#### [Written task]
Would you transcribe the whole listing exactly, minus its pictures?

#### [Dataset extract]

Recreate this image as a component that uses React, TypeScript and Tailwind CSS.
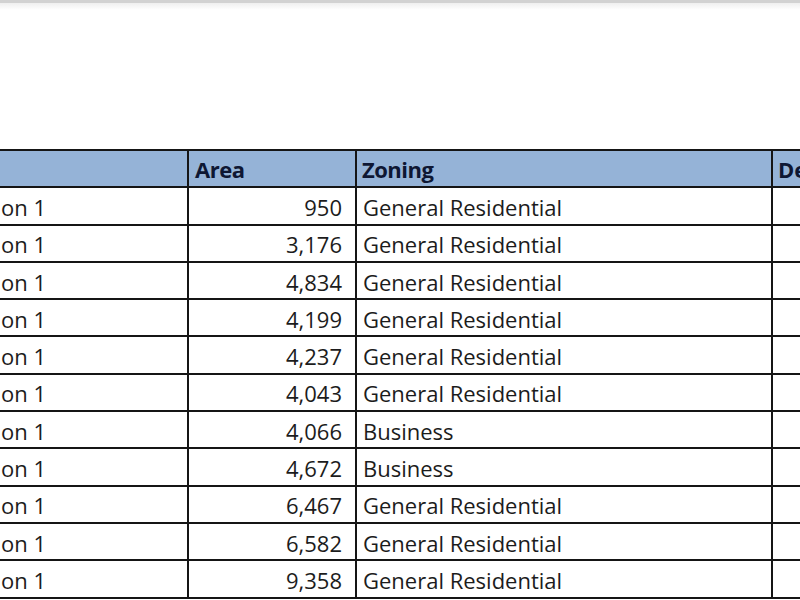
import { FC } from 'react';

type Row = {
  name: string;
  area: string;
  zoning: string;
};

const rows: Row[] = [
  { name: 'on 1', area: '950', zoning: 'General Residential' },
  { name: 'on 1', area: '3,176', zoning: 'General Residential' },
  { name: 'on 1', area: '4,834', zoning: 'General Residential' },
  { name: 'on 1', area: '4,199', zoning: 'General Residential' },
  { name: 'on 1', area: '4,237', zoning: 'General Residential' },
  { name: 'on 1', area: '4,043', zoning: 'General Residential' },
  { name: 'on 1', area: '4,066', zoning: 'Business' },
  { name: 'on 1', area: '4,672', zoning: 'Business' },
  { name: 'on 1', area: '6,467', zoning: 'General Residential' },
  { name: 'on 1', area: '6,582', zoning: 'General Residential' },
  { name: 'on 1', area: '9,358', zoning: 'General Residential' },
];

const cell = 'border-2 border-[#151515] p-0 h-[37.3px] align-middle';

const App: FC = () => {
  return (
    <div
      className="w-[800px] h-[600px] overflow-hidden bg-white text-[#1c1c1c]"
      style={{ fontFamily: '"Open Sans", Lato, sans-serif' }}
    >
      {/* window edge */}
      <div className="h-[3px] bg-[#d2d2d2]" />
      <div className="h-[7px] bg-gradient-to-b from-[#efefef] to-white" />

      <div className="mt-[140px] w-[820px]">
        <table className="border-collapse table-fixed w-[820px] -mt-[1px] text-[22px] leading-none">
          <colgroup>
            <col className="w-[188px]" />
            <col className="w-[168px]" />
            <col className="w-[416px]" />
            <col className="w-[48px]" />
          </colgroup>
          <thead>
            <tr className="bg-[#95b3d7] text-[#0e1733] font-bold">
              <th className={`${cell} border-l-0 text-left`} />
              <th className={`${cell} text-left pl-[6px] tracking-[-0.5px]`}>Area</th>
              <th className={`${cell} text-left pl-[5px] tracking-[-0.5px]`}>Zoning</th>
              <th className={`${cell} text-left pl-[5px] whitespace-nowrap`}>Dev</th>
            </tr>
          </thead>
          <tbody>
            {rows.map((row, i) => (
              <tr key={i}>
                <td className={`${cell} border-l-0 pl-[1px] pt-[2px]`}>{row.name}</td>
                <td className={`${cell} text-right pr-[13px] pt-[2px]`}>{row.area}</td>
                <td className={`${cell} pl-[6px] pt-[2px]`}>{row.zoning}</td>
                <td className={cell} />
              </tr>
            ))}
          </tbody>
        </table>
      </div>
    </div>
  );
};

export default App;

#### [Completed exercise]
Recreate this image as a component that uses React, TypeScript and Tailwind CSS.
import { FC } from 'react';

type Row = {
  name: string;
  area: string;
  zoning: string;
};

const rows: Row[] = [
  { name: 'on 1', area: '950', zoning: 'General Residential' },
  { name: 'on 1', area: '3,176', zoning: 'General Residential' },
  { name: 'on 1', area: '4,834', zoning: 'General Residential' },
  { name: 'on 1', area: '4,199', zoning: 'General Residential' },
  { name: 'on 1', area: '4,237', zoning: 'General Residential' },
  { name: 'on 1', area: '4,043', zoning: 'General Residential' },
  { name: 'on 1', area: '4,066', zoning: 'Business' },
  { name: 'on 1', area: '4,672', zoning: 'Business' },
  { name: 'on 1', area: '6,467', zoning: 'General Residential' },
  { name: 'on 1', area: '6,582', zoning: 'General Residential' },
  { name: 'on 1', area: '9,358', zoning: 'General Residential' },
];

const cell = 'border-2 border-[#151515] p-0 h-[37.3px] align-middle';

const App: FC = () => {
  return (
    <div
      className="w-[800px] h-[600px] overflow-hidden bg-white text-[#1c1c1c]"
      style={{ fontFamily: '"Open Sans", Lato, sans-serif' }}
    >
      {/* window edge */}
      <div className="h-[3px] bg-[#d2d2d2]" />
      <div className="h-[7px] bg-gradient-to-b from-[#efefef] to-white" />

      <div className="mt-[140px] w-[820px]">
        <table className="border-collapse table-fixed w-[820px] -mt-[1px] text-[22px] leading-none">
          <colgroup>
            <col className="w-[188px]" />
            <col className="w-[168px]" />
            <col className="w-[416px]" />
            <col className="w-[48px]" />
          </colgroup>
          <thead>
            <tr className="bg-[#95b3d7] text-[#0e1733] font-bold">
              <th className={`${cell} border-l-0 text-left`} />
              <th className={`${cell} text-left pl-[6px] tracking-[-0.5px]`}>Area</th>
              <th className={`${cell} text-left pl-[5px] tracking-[-0.5px]`}>Zoning</th>
              <th className={`${cell} text-left pl-[5px] whitespace-nowrap`}>Dev</th>
            </tr>
          </thead>
          <tbody>
            {rows.map((row, i) => (
              <tr key={i}>
                <td className={`${cell} border-l-0 pl-[1px] pt-[2px]`}>{row.name}</td>
                <td className={`${cell} text-right pr-[13px] pt-[2px]`}>{row.area}</td>
                <td className={`${cell} pl-[6px] pt-[2px]`}>{row.zoning}</td>
                <td className={cell} />
              </tr>
            ))}
          </tbody>
        </table>
      </div>
    </div>
  );
};

export default App;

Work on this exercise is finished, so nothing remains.